独自動車大手首脳が米大統領と会談、現地投資拡大を約束

ダイムラーのディーター・ツェッチェ社長など独自動車大手3社の代表は4日(米国時間)米ワシントンでトランプ大統領などと会談した。欧州連合(EU)との通商交渉を進める米国側の要請を受けたもので、フォルクスワーゲン(VW)とBMWは現地投資の拡大を確約。ダイムラーは米国側の要求に可能な限り沿う意向を示した。

ツェッチェ社長とVWのヘルベルト・ディース社長、BMWのニコラス・ペーター財務担当取締役はトランプ大統領、ロバート・ライトハイザー通商代表部(USTR)代表、ウィルバー・ロス商務長官、ラリー・クドロー国家経済会議院長と会談した。トランプ大統領との会談は穏やかな雰囲気で行われたという。
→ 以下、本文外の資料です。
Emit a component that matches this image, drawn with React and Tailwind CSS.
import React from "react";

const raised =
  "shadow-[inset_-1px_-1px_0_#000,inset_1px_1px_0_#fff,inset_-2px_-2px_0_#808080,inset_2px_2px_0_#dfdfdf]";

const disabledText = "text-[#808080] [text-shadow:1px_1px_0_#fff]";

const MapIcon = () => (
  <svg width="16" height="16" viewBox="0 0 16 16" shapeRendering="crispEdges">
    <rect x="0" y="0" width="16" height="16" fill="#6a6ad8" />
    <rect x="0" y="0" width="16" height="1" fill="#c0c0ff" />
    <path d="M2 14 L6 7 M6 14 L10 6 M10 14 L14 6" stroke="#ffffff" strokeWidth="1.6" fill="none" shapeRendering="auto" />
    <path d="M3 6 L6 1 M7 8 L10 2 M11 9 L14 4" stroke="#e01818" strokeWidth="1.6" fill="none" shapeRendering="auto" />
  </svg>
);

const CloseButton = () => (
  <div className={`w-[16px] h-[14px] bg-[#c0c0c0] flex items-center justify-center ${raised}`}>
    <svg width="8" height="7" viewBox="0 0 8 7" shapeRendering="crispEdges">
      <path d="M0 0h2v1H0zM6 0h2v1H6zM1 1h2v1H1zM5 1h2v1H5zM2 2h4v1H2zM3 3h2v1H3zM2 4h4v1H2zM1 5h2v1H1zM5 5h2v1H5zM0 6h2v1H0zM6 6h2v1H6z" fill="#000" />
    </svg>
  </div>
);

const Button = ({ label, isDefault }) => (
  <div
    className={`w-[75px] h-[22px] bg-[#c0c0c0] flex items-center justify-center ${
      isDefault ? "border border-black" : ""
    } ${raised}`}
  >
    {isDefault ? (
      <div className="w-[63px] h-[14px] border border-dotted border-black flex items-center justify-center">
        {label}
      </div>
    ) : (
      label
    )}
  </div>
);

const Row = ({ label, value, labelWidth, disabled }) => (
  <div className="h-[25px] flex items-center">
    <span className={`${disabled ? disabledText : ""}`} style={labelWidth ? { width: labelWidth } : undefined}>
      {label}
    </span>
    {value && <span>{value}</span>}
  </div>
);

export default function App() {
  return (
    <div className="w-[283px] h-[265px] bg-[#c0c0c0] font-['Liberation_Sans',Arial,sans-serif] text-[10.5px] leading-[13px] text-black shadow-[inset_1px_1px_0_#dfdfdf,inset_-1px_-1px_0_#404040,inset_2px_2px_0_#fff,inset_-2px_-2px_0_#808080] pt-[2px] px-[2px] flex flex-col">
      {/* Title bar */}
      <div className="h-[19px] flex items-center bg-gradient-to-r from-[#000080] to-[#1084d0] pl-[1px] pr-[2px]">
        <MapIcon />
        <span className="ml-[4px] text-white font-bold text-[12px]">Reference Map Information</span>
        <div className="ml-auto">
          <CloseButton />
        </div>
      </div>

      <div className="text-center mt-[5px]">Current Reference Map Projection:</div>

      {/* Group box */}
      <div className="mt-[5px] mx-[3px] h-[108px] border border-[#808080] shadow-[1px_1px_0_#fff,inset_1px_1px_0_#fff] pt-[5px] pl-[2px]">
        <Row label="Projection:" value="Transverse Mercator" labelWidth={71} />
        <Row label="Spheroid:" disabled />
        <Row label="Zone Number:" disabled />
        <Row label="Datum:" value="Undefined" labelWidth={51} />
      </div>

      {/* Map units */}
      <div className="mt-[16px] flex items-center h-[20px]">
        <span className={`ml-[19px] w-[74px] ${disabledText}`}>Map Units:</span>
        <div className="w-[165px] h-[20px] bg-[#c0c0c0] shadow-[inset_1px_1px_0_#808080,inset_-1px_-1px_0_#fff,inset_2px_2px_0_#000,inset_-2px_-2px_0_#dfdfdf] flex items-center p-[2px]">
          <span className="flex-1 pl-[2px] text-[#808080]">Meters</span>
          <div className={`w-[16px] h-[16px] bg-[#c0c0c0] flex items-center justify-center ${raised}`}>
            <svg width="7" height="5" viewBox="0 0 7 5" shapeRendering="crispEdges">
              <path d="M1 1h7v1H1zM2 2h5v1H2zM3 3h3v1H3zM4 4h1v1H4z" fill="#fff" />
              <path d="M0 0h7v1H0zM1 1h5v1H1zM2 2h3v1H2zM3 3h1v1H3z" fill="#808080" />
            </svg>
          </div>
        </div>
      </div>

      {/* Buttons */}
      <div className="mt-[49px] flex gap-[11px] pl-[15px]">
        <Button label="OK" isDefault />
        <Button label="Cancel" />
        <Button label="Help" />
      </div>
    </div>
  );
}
米国は対EUで年に650億ドルもの貿易赤字を計上していることから、その是正を求めている。ロス長官は会談直前のテレビ番組で、対EU貿易赤字の半分弱に当たる約300億ドルをドイツの自動車・自動車部品が占めていることを指摘。これを削減するためには独自動車メーカーによる米国生産の拡大が必要不可欠だとの認識を示した。同国での電動車生産を望んでいることも明らかにした。
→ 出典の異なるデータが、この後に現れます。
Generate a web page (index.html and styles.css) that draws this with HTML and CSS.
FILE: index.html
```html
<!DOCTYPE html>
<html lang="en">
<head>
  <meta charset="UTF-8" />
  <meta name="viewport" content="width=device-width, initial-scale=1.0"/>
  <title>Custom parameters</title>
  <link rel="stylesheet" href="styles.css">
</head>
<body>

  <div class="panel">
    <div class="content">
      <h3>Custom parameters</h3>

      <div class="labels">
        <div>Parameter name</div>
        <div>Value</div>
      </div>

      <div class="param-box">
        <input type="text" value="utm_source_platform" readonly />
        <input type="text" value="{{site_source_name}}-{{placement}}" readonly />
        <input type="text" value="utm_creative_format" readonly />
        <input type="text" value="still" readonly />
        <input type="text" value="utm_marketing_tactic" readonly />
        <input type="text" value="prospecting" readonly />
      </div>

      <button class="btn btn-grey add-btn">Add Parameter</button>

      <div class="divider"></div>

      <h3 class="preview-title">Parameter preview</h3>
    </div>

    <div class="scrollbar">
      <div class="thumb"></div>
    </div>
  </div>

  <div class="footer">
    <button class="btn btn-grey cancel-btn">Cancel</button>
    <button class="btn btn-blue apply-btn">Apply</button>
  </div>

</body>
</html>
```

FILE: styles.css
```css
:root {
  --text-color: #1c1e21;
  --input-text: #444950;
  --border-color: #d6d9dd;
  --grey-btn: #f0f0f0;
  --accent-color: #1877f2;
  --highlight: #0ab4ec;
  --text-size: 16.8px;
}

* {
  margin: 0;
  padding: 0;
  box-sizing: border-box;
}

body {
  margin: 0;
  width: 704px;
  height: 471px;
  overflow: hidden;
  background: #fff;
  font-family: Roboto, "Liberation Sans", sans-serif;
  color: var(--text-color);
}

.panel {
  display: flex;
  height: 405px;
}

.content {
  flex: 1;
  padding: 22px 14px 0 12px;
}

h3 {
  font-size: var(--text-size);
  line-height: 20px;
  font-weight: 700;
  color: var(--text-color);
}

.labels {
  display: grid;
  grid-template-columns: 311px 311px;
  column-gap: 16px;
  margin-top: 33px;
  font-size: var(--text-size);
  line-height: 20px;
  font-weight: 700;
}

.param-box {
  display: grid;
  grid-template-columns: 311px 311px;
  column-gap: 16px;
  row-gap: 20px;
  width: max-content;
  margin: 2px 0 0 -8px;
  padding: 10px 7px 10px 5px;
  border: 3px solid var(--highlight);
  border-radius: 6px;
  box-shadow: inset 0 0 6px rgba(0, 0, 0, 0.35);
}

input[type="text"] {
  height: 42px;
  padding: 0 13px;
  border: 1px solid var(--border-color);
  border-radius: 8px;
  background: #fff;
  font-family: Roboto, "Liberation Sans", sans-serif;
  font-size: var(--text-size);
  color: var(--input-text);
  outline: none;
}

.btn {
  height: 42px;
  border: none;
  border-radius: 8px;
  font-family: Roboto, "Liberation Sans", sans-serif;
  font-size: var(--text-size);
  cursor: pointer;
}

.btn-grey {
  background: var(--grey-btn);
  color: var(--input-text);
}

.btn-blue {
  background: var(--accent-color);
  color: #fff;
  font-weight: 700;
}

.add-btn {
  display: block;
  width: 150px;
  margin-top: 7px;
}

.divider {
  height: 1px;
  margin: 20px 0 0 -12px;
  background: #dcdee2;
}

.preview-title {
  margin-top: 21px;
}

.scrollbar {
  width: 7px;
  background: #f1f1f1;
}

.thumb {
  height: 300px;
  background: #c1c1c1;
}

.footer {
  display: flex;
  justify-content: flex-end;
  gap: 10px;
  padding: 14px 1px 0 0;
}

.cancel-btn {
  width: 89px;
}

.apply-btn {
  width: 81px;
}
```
VWのディース社長は米国側のこうした要望を踏まえ、提携先の米フォードの現地工場でピックアップと小型商用車を生産するほか、米国に電動車工場を建設するために用地を模索していることを明らかにした。コネクテッドカー用クラウドの開発に向けた米IT大手マイクロソフトとの戦略協業では現地雇用拡大効果が期待できることも強調した。

BMWは米スパータンバーグの完成車工場にこれまで計93億ドルを投資してきた。今後は2021年までに6億ドルを追加投資し、新規雇用1,000人を創出する意向だ。エンジン工場を米国に建設することも検討している。

ダイムラーのツェッチェ社長は調達分野で米サプライヤーを優遇する余地があるとの認識を示唆した。

欧州委員会のユンケル委員長とトランプ米大統領は7月の首脳会談で、自動車を除く工業製品の関税や非関税障壁の撤廃に向けて交渉を開始することで合意した。同大統領は米国による鉄鋼・アルミニウムの輸入制限への対抗措置として、EUが報復関税を発動したことを受け、欧州車に20%の関税をかけて再報復する構えをみせていたが、交渉中は自動車の追加関税を発動しない方針で一致した。

だが、その後も輸入車関税引き上げの意向をツイッターで示唆するなど、諸外国をけん制していることから、独自動車3社は今回、そうした措置を回避するために米国投資の拡大方針などを約束した。